The film is exhausting not only because of the actual physical and mental effort that the girls have to put out every day at practice, but it’s exhausting as a viewer because you begin rooting for them early, and feel the weight of the pressures and expectations that constantly bring them down.  It wears you down too.

The official Facebook page for the 9 Muses of Star Empire documentary makes this distinction between the full film and the shortened version:

Ryu Sera

Sera: “What’s left for me? I don’t have anything else in life.” – Credit: 9musesmovie

“The BBC cut is focused on how the bands are made, managed and how the industry works whereas the original feature edition is more driven by the characters, their motivations and emotions…”
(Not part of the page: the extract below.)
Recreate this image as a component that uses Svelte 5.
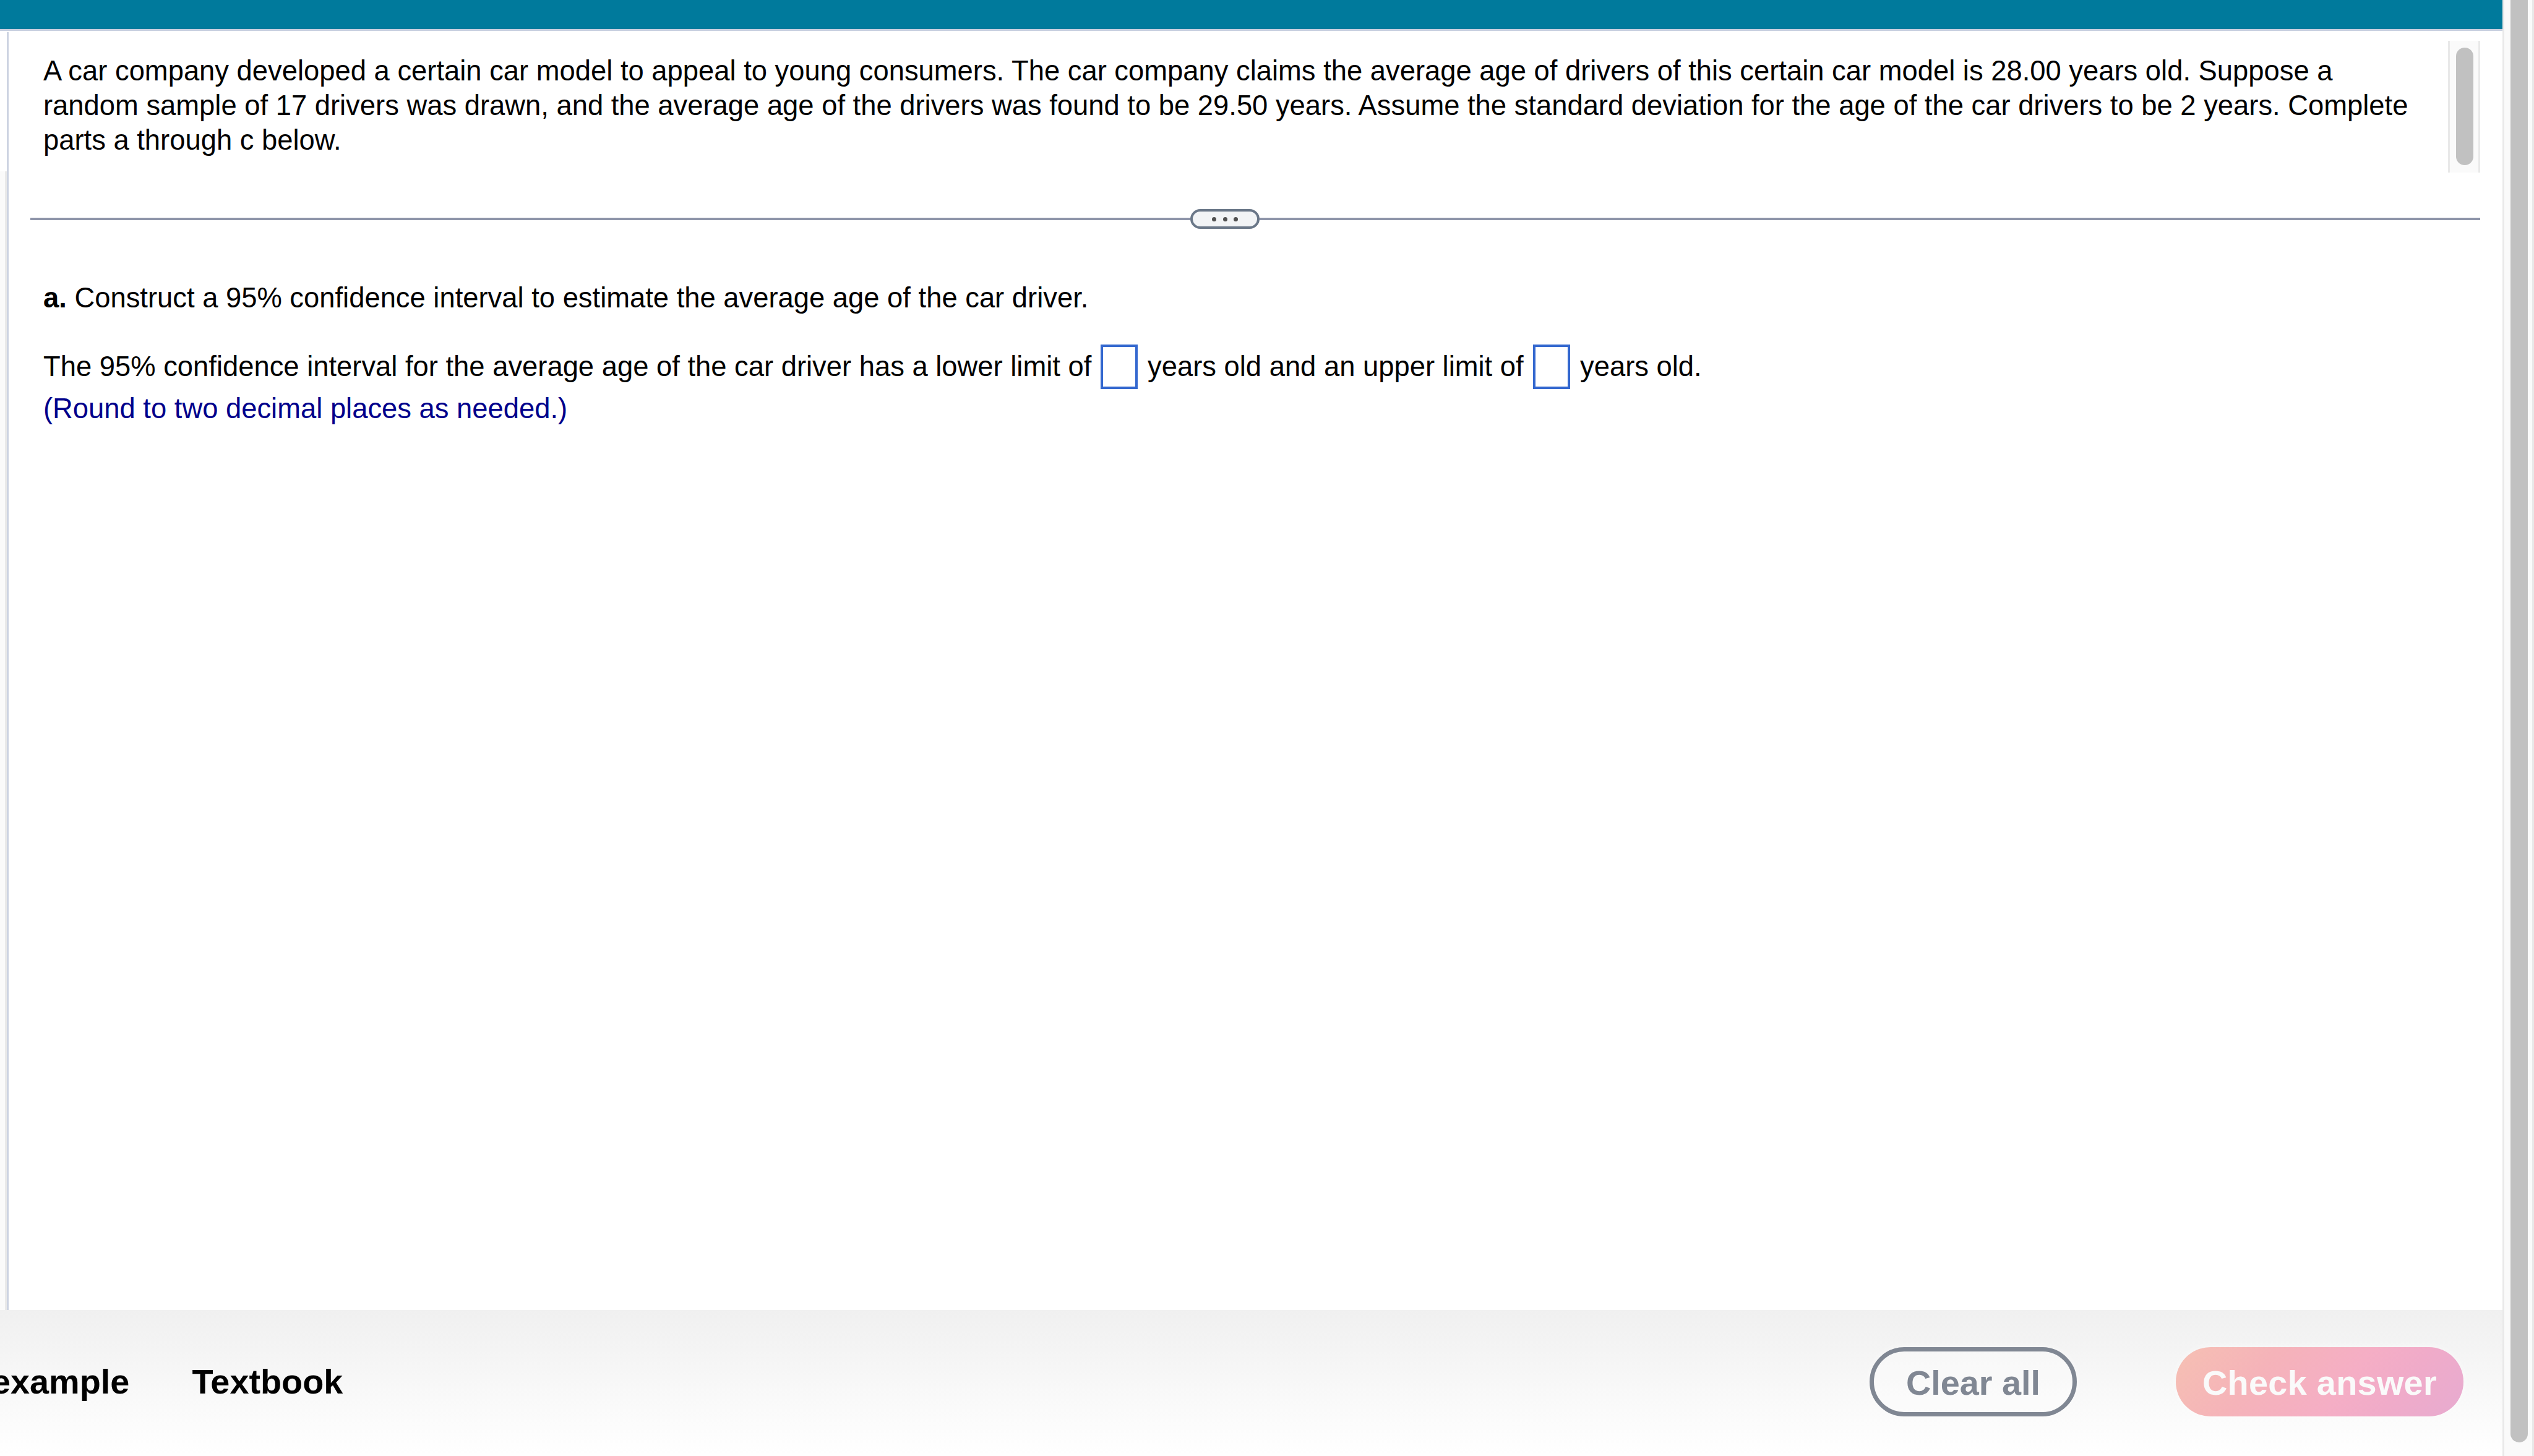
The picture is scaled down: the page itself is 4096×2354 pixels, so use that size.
<script>
	let lower = '';
	let upper = '';

	const dots = [0, 1, 2];
</script>

<div class="page">
	<div class="main">
		<header class="topbar"></header>

		<div class="body">
			<aside class="side">
				<div class="side-track"></div>
			</aside>

			<main class="content">
				<section class="problem">
					<p class="prompt">
						A car company developed a certain car model to appeal to young consumers. The car company claims the average age of drivers of this certain car model is 28.00 years old. Suppose a<br />
						random sample of 17 drivers was drawn, and the average age of the drivers was found to be 29.50 years. Assume the standard deviation for the age of the car drivers to be 2 years. Complete<br />
						parts a through c below.
					</p>
					<div class="scroller">
						<div class="scroller-thumb"></div>
					</div>
				</section>

				<div class="divider">
					<span class="rule"></span>
					<button class="handle" aria-label="Resize">
						{#each dots as dot (dot)}
							<i></i>
						{/each}
					</button>
					<span class="rule"></span>
				</div>

				<section class="question">
					<p><b>a.</b> Construct a 95% confidence interval to estimate the average age of the car driver.</p>
					<div class="answer">
						<span class="before">The 95% confidence interval for the average age of the car driver has a lower limit of</span>
						<input type="text" aria-label="Lower limit" bind:value={lower} />
						<span class="between">years old and an upper limit of</span>
						<input type="text" aria-label="Upper limit" bind:value={upper} />
						<span>years old.</span>
					</div>
					<p class="hint">(Round to two decimal places as needed.)</p>
				</section>
			</main>
		</div>

		<footer class="footer">
			<nav class="links">
				<span class="link">example</span>
				<span class="link">Textbook</span>
			</nav>
			<div class="actions">
				<button class="btn clear">Clear all</button>
				<button class="btn check">Check answer</button>
			</div>
		</footer>
	</div>

	<div class="scrollbar">
		<div class="scrollbar-thumb"></div>
	</div>
</div>

<style>
	:global(body) {
		background: #fff;
		overflow: hidden;
	}

	.page {
		display: flex;
		width: 4096px;
		height: 2354px;
		overflow: hidden;
		background: #fff;
		color: #000;
		font-family: 'Liberation Sans', Arial, sans-serif;
		font-size: 45.36px;
		line-height: 55.82px;
	}

	.main {
		display: flex;
		flex-direction: column;
		width: 4045px;
		flex: none;
		overflow: hidden;
	}

	.topbar {
		box-sizing: border-box;
		height: 50px;
		flex: none;
		background: #007a9c;
		border-bottom: 3px solid #c8d0e0;
	}

	.body {
		display: flex;
		flex: 1;
		min-height: 0;
		padding-top: 2px;
	}

	/* Right edge of the neighbouring pane */
	.side {
		box-sizing: border-box;
		width: 14px;
		flex: none;
		padding-top: 225px;
		border-right: 3px solid #ccd3e1;
	}

	.side-track {
		box-sizing: border-box;
		height: 100%;
		background: #fafafa;
		border-right: 3px solid #e9e9e9;
	}

	.content {
		flex: 1;
		padding: 14px 36px 0 35px;
	}

	.problem {
		display: flex;
		justify-content: space-between;
		height: 213px;
		padding-left: 21px;
	}

	p {
		margin: 0;
	}

	.prompt {
		padding-top: 21px;
		white-space: nowrap;
	}

	.scroller {
		box-sizing: border-box;
		width: 52px;
		padding: 11px 8px 0 10px;
		background: #fafafa;
		border: solid #e9e9e9;
		border-width: 0 3px;
	}

	.scroller-thumb {
		width: 28px;
		height: 190px;
		border-radius: 14px;
		background: #c1c1c1;
	}

	.divider {
		display: flex;
		align-items: center;
		height: 32px;
		margin-top: 59px;
	}

	.rule {
		height: 4px;
		flex: 1;
		background: #8d94a9;
	}

	.rule:first-child {
		flex: none;
		width: 1875px;
	}

	.handle {
		box-sizing: border-box;
		display: flex;
		align-items: center;
		justify-content: center;
		gap: 10.4px;
		width: 112px;
		height: 32px;
		padding: 0;
		border: 4px solid #6a7788;
		border-radius: 16px;
		background: #f2f4f6;
	}

	.handle i {
		width: 7px;
		height: 7px;
		border-radius: 50%;
		background: #505050;
	}

	.question {
		padding: 83.5px 0 0 21px;
		white-space: nowrap;
	}

	.answer {
		display: flex;
		align-items: center;
		height: 72px;
		margin-top: 48px;
	}

	.before {
		width: 1709px;
	}

	.between {
		width: 623px;
	}

	input {
		box-sizing: border-box;
		width: 60px;
		height: 72px;
		margin-right: 16px;
		padding: 0;
		border: 4px solid #3468cf;
		border-radius: 0;
		background: #fff;
		font: inherit;
		outline: none;
	}

	.hint {
		margin-top: 4px;
		color: #00008b;
	}

	.footer {
		box-sizing: border-box;
		display: flex;
		align-items: flex-start;
		justify-content: space-between;
		height: 236px;
		flex: none;
		padding: 60px 63px 0 0;
		background: linear-gradient(#f0f0f0, #fff);
		font-size: 55.82px;
		font-weight: bold;
	}

	.links {
		display: flex;
		gap: 101px;
		margin-left: -14px;
		line-height: 112px;
	}

	.actions {
		display: flex;
		gap: 160px;
	}

	.btn {
		box-sizing: border-box;
		height: 112px;
		padding: 3px 0 0;
		border: 0;
		border-radius: 56px;
		box-shadow: 0 0 14px rgba(255, 255, 255, 0.5);
		font: inherit;
		text-align: center;
	}

	.clear {
		width: 335px;
		border: 7px solid #808793;
		background: rgba(255, 255, 255, 0.3);
		color: #808793;
	}

	.check {
		width: 465px;
		background: linear-gradient(128deg, #f6c0b3 0%, #f5b3b9 30%, #f5aec5 58%, #f0abc9 75%, #e7abd0 100%);
		color: #fafafa;
		letter-spacing: 0.3px;
	}

	.scrollbar {
		box-sizing: border-box;
		flex: 1;
		padding-left: 10px;
		border: solid #e9e9e9;
		border-width: 0 3px;
		background: #fafafa;
	}

	.scrollbar-thumb {
		width: 28px;
		height: 2332px;
		border-radius: 0 0 14px 14px;
		background: #c1c1c1;
	}
</style>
I’ve yet to see the full version (it’s still currently being screened at international film festivals) but I haven’t noticed any real shortage of emotional connection in the BBC cut.  There are plenty of moments that hit you like a truck, moments that make you want to yell at the screen, and moments where you just want to give someone a hug.

And if you’re not a fan of Ryu Sera by the end of this movie, I hope this will be the year your heart grows three sizes come December.

9 Muses Manager: "Open your moth, show the uvula, Ah!"

You’ll need true grit to face this every day.

True Grit

I’m convinced that what will stick with you after watching the film aren’t the images of bright stage lights and revealing outfits or even the sounds of managers yelling at the girls and scolding them to reach perfection.  After all, the K-pop industry is a cutthroat business and the managers and girls ultimately aim to reach the same end goal – success.  Instead, the takeaway will likely be the absolute grit that some of these girls show throughout the process of becoming idols.  It’s a daily reality that some aren’t ready to face.

Ryu Sera: "You think Snow White or Cinderella were married happily ever after? They would have probably divorced eventually."

Some of you may remember that I’ve previously written about K-pop and simplified some of the norms expected out of these groups in order to become successful in the South Korean mainstream music business.  After watching this documentary, you’ll notice just how much of a simplification it was.  When all you’re used to seeing are 3 minutes of a group’s stage performances and their scheduled variety show interviews, it’s often easy to forget the human cost of the idol equation.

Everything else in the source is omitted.